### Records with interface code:
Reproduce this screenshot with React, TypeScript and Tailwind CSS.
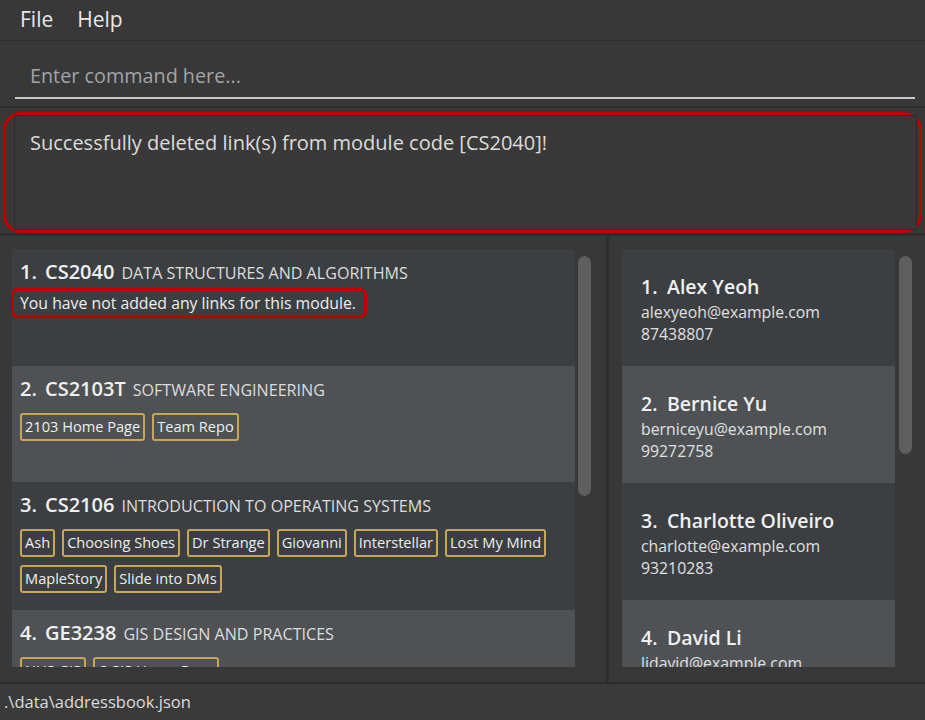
import React from 'react'

interface Module {
  code: string
  title: string
  links: string[]
}

interface Person {
  name: string
  email: string
  phone: string
}

const modules: Module[] = [
  { code: 'CS2040', title: 'DATA STRUCTURES AND ALGORITHMS', links: [] },
  { code: 'CS2103T', title: 'SOFTWARE ENGINEERING', links: ['2103 Home Page', 'Team Repo'] },
  {
    code: 'CS2106',
    title: 'INTRODUCTION TO OPERATING SYSTEMS',
    links: ['Ash', 'Choosing Shoes', 'Dr Strange', 'Giovanni', 'Interstellar', 'Lost My Mind', 'MapleStory', 'Slide into DMs'],
  },
  { code: 'GE3238', title: 'GIS DESIGN AND PRACTICES', links: ['NUS GIS', 'QGIS Home Page'] },
]

const persons: Person[] = [
  { name: 'Alex Yeoh', email: 'alexyeoh@example.com', phone: '87438807' },
  { name: 'Bernice Yu', email: 'berniceyu@example.com', phone: '99272758' },
  { name: 'Charlotte Oliveiro', email: 'charlotte@example.com', phone: '93210283' },
  { name: 'David Li', email: 'lidavid@example.com', phone: '91031282' },
]

// card heights taken from the list as it is shown
const moduleHeights = ['h-[117px]', 'h-[116px]', 'h-[128px]', 'h-[128px]']

function ModuleCard({ mod, index }: { mod: Module; index: number }) {
  const light = index % 2 === 1
  return (
    <div className={`${light ? 'bg-[#4e5254]' : 'bg-[#3c3f41]'} ${moduleHeights[index]} px-[8px] pt-[8px] shrink-0`}>
      <div className="flex items-baseline text-[#f0f0f0] h-[24px]">
        <span className="text-[20px] font-semibold w-[25px]">{index + 1}.</span>
        <span className="text-[20px] font-semibold">{mod.code}</span>
        <span className="text-[16.1px] text-[#dddddd] ml-[7px]">{mod.title}</span>
      </div>
      {mod.links.length === 0 ? (
        <div className="mt-[7px]">
          <div className="inline-block text-[15.8px] leading-[22px] text-[#eeeeee] border-[3px] border-[#c00000] rounded-[6px] pl-[6px] pr-[8px] py-[1px] -ml-[9px]">
            You have not added any links for this module.
          </div>
        </div>
      ) : (
        <div className="flex flex-wrap gap-x-[7px] gap-y-[8px] mt-[15px]">
          {mod.links.map((l) => (
            <span
              key={l}
              className="h-[28px] flex items-center px-[3px] border-2 border-[#c9a55a] rounded-[3px] text-[14.6px] text-[#eeeeee]"
            >
              {l}
            </span>
          ))}
        </div>
      )}
    </div>
  )
}

function PersonCard({ p, index }: { p: Person; index: number }) {
  const light = index % 2 === 1
  return (
    <div className={`${light ? 'bg-[#4e5254]' : 'bg-[#3c3f41]'} h-[117px] px-[19px] pt-[23px] shrink-0`}>
      <div className="flex items-baseline text-[#f0f0f0] text-[19.5px] font-semibold h-[26px]">
        <span className="w-[26px]">{index + 1}.</span>
        <span>{p.name}</span>
      </div>
      <div className="text-[15.8px] text-[#e0e0e0] leading-[22px] mt-[3px]">{p.email}</div>
      <div className="text-[15.8px] text-[#e0e0e0] leading-[22px]">{p.phone}</div>
    </div>
  )
}

export default function App() {
  return (
    <div className="w-[925px] h-[720px] bg-[#383838] flex flex-col overflow-hidden font-['Open_Sans',sans-serif]">
      <div className="h-[41px] flex items-center gap-[24px] px-[20px] text-[21px] text-[#e8e8e8] border-b border-[#2b2b2b] shrink-0">
        <span>File</span>
        <span>Help</span>
      </div>

      <div className="h-[67px] pl-[15px] pr-[10px] pt-[13px] border-b-2 border-[#2e2e2e] shrink-0">
        <div className="h-[45px] border-b-2 border-[#c8c8c8] px-[15px] flex items-center text-[19.8px] text-[#a0a4a8]">
          Enter command here...
        </div>
      </div>

      <div className="h-[128px] px-[3px] pt-[4px] border-b-[3px] border-[#2e2e2e] shrink-0">
        <div className="h-[121px] border-[3px] border-[#c00000] rounded-[18px] pl-[8px] pr-[2px]">
          <div className="h-full border border-[#2c2c2c] bg-[#393939] px-[15px] pt-[12px] text-[20px] text-[#dcdcdc]">
            Successfully deleted link(s) from module code [CS2040]!
          </div>
        </div>
      </div>

      <div className="flex-1 flex min-h-0">
        <div className="w-[609px] flex pl-[12px] pt-[13px] pb-[15px] border-r-[3px] border-[#2e2e2e] shrink-0">
          <div className="w-[563px] flex flex-col overflow-hidden">
            {modules.map((m, i) => (
              <ModuleCard key={m.code} mod={m} index={i} />
            ))}
          </div>
          <div className="ml-[3px] w-[13px] pt-[7px]">
            <div className="h-[240px] rounded-full bg-[#5e5e5e]" />
          </div>
        </div>
        <div className="flex-1 flex pl-[13px] pt-[13px] pb-[15px]">
          <div className="w-[273px] flex flex-col overflow-hidden">
            {persons.map((p, i) => (
              <PersonCard key={p.name} p={p} index={i} />
            ))}
          </div>
          <div className="ml-[4px] w-[13px] pt-[7px]">
            <div className="h-[198px] rounded-full bg-[#5e5e5e]" />
          </div>
        </div>
      </div>

      <div className="h-[38px] border-t-2 border-[#2b2b2b] bg-[#3a3a3a] flex items-center px-[4px] text-[16.5px] text-[#dcdcdc] shrink-0">
        .\data\addressbook.json
      </div>
    </div>
  )
}
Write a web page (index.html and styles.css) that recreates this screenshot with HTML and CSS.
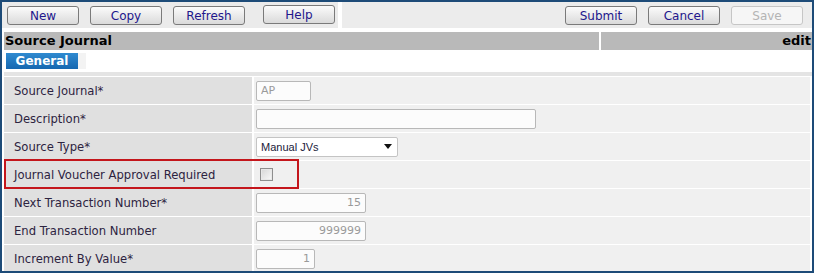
FILE: index.html
```html
<!DOCTYPE html>
<html lang="en">
<head>
    <meta charset="UTF-8">
    <title>Source Journal</title>
    <link rel="stylesheet" href="styles.css">
</head>
<body>
    <div class="frame">
        <div class="toolbar">
            <div class="toolbar-left">
                <button class="btn">New</button>
                <button class="btn">Copy</button>
                <button class="btn">Refresh</button>
                <button class="btn btn-help">Help</button>
            </div>
            <div class="toolbar-right">
                <button class="btn">Submit</button>
                <button class="btn">Cancel</button>
                <button class="btn" disabled>Save</button>
            </div>
        </div>

        <div class="title-bar">
            <div class="title">Source Journal</div>
            <div class="mode">edit</div>
        </div>

        <div class="tabs">
            <span class="tab active">General</span>
            <span class="tab-end"></span>
        </div>

        <div class="form">
            <div class="label">Source Journal*</div>
            <div class="value"><input class="field field-code" type="text" value="AP" disabled></div>

            <div class="label">Description*</div>
            <div class="value"><input class="field field-desc" type="text"></div>

            <div class="label">Source Type*</div>
            <div class="value">
                <div class="select">
                    <span>Manual JVs</span>
                    <span class="arrow"></span>
                </div>
            </div>

            <div class="label">Journal Voucher Approval Required</div>
            <div class="value"><span class="check"></span></div>

            <div class="label">Next Transaction Number*</div>
            <div class="value"><input class="field field-num" type="text" value="15" disabled></div>

            <div class="label">End Transaction Number</div>
            <div class="value"><input class="field field-num" type="text" value="999999" disabled></div>

            <div class="label">Increment By Value*</div>
            <div class="value"><input class="field field-small" type="text" value="1" disabled></div>
        </div>

        <!-- annotation box round the approval row -->
        <div class="highlight"></div>
    </div>
</body>
</html>
```

FILE: styles.css
```css
* {
    box-sizing: border-box;
}

body {
    margin: 0;
    font-family: "DejaVu Sans", Verdana, sans-serif;
    background: #fff;
}

.frame {
    position: relative;
    width: 814px;
    height: 273px;
    border: 2px solid #1d4b78;
    background: #fff;
    overflow: hidden;
}

.toolbar {
    display: flex;
    height: 26px;
    gap: 4px;
}

.toolbar-left {
    display: flex;
    align-items: flex-start;
    width: 336px;
    padding: 4px 0 0 5px;
    gap: 11px;
    background: #ebebeb;
}

.toolbar-right {
    flex: 1;
    display: flex;
    justify-content: flex-end;
    align-items: flex-start;
    padding: 4px 9px 0 0;
    gap: 11px;
    background: #ececec;
}

.btn {
    width: 72px;
    height: 19px;
    padding: 0;
    font-family: "DejaVu Sans", Tahoma, sans-serif;
    font-size: 12px;
    line-height: 16px;
    color: #22168c;
    background: linear-gradient(#fbfbfb, #dadada);
    border: 1px solid #7a7a7a;
    border-radius: 3px;
}

.btn-help {
    margin-top: -1px;
    margin-left: 7px;
}

.btn:disabled {
    color: #b4b4b4;
    background: #f6f6f6;
    border-color: #c6c6c6;
}

.title-bar {
    display: flex;
    gap: 2px;
    margin: 4px 0 0 2px;
    height: 18px;
    font-size: 13px;
    font-weight: bold;
    line-height: 18px;
    color: #000;
}

.title {
    width: 595px;
    padding-left: 1px;
    background: #b9b9b9;
}

.mode {
    flex: 1;
    text-align: right;
    padding-right: 1px;
    background: #b9b9b9;
}

.tabs {
    display: flex;
    margin: 3px 0 0 4px;
    height: 16px;
}

.tab {
    width: 72px;
    font-size: 12px;
    font-weight: bold;
    line-height: 16px;
    text-align: center;
    color: #fff;
    background: linear-gradient(#2f8ad0, #1567b0);
}

.tab-end {
    width: 8px;
    background: #f3f3f3;
}

.form {
    display: grid;
    grid-template-columns: 248px 1fr;
    grid-auto-rows: 27px;
    column-gap: 2px;
    row-gap: 1px;
    margin: 3px 0 0 2px;
    border-top: 4px solid #e4e4e4;
    padding-top: 1px;
    background: #fff;
    font-size: 11.6px;
}

.label {
    display: flex;
    align-items: center;
    padding-left: 10px;
    color: #2d2340;
    background: #e0e0e0;
}

.value {
    display: flex;
    align-items: center;
    padding-left: 2px;
    margin-right: 2px;
    background: #f0f0f0;
}

.field {
    height: 20px;
    padding: 0 4px;
    font-family: "DejaVu Sans", Verdana, sans-serif;
    font-size: 11px;
    color: #9a9a9a;
    background: #fcfcfc;
    border: 1px solid #b8b8b8;
    border-radius: 2px;
}

.field-code {
    width: 55px;
}

.field-desc {
    width: 280px;
}

.field-num {
    width: 110px;
    text-align: right;
}

.field-small {
    width: 59px;
    text-align: right;
}

.select {
    display: flex;
    align-items: center;
    justify-content: space-between;
    width: 142px;
    height: 20px;
    padding: 0 5px 0 4px;
    font-family: "Liberation Sans", Arial, sans-serif;
    font-size: 11px;
    color: #1a1a3a;
    background: #fff;
    border: 1px solid #c4c4c4;
    border-radius: 2px;
}

.arrow {
    width: 0;
    height: 0;
    border-left: 4px solid transparent;
    border-right: 4px solid transparent;
    border-top: 5px solid #111;
}

.check {
    width: 13px;
    height: 13px;
    margin-left: 4px;
    border: 1px solid #8e8e8e;
    background: linear-gradient(135deg, #d6d6d6, #fafafa);
    box-shadow: inset 0 0 0 1px #e8e8e8;
}

.highlight {
    position: absolute;
    left: 2px;
    top: 157px;
    width: 295px;
    height: 30px;
    border: 2px solid #c4161c;
}
```
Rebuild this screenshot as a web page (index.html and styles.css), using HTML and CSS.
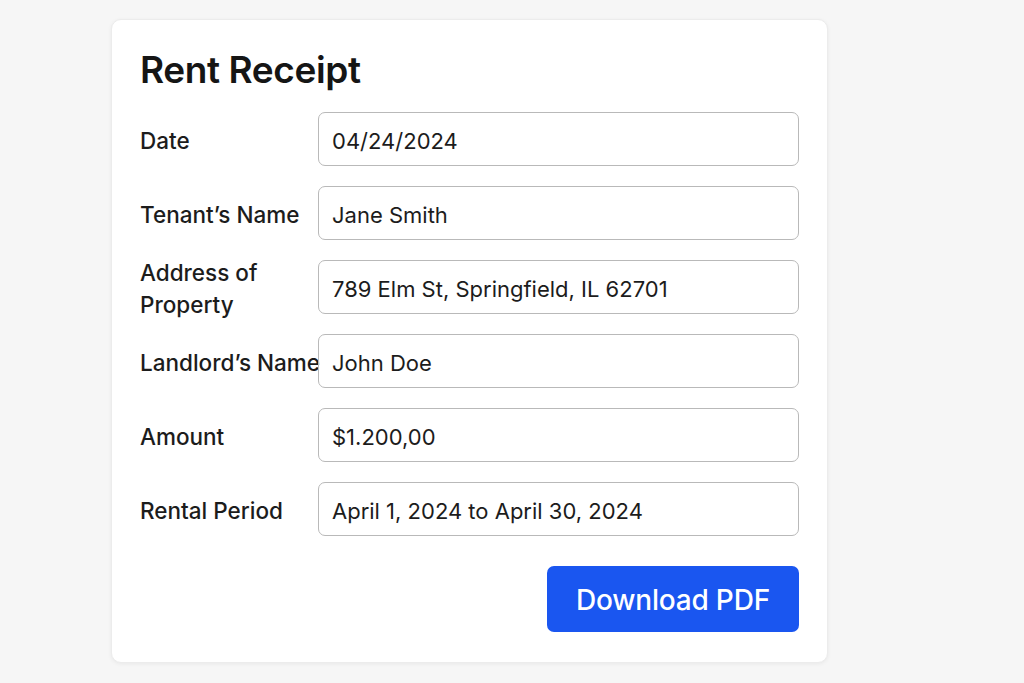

### Required work:
Take every line that includes the string "index" and copy it.

### Exercise solution:
function ModuleCard({ mod, index }: { mod: Module; index: number }) {
  const light = index % 2 === 1
    <div className={`${light ? 'bg-[#4e5254]' : 'bg-[#3c3f41]'} ${moduleHeights[index]} px-[8px] pt-[8px] shrink-0`}>
        <span className="text-[20px] font-semibold w-[25px]">{index + 1}.</span>
function PersonCard({ p, index }: { p: Person; index: number }) {
  const light = index % 2 === 1
        <span className="w-[26px]">{index + 1}.</span>
              <ModuleCard key={m.code} mod={m} index={i} />
              <PersonCard key={p.name} p={p} index={i} />
Write a web page (index.html and styles.css) that recreates this screenshot with HTML and CSS.
FILE: index.html
Rebuild this screenshot as a web page (index.html and styles.css), using HTML and CSS.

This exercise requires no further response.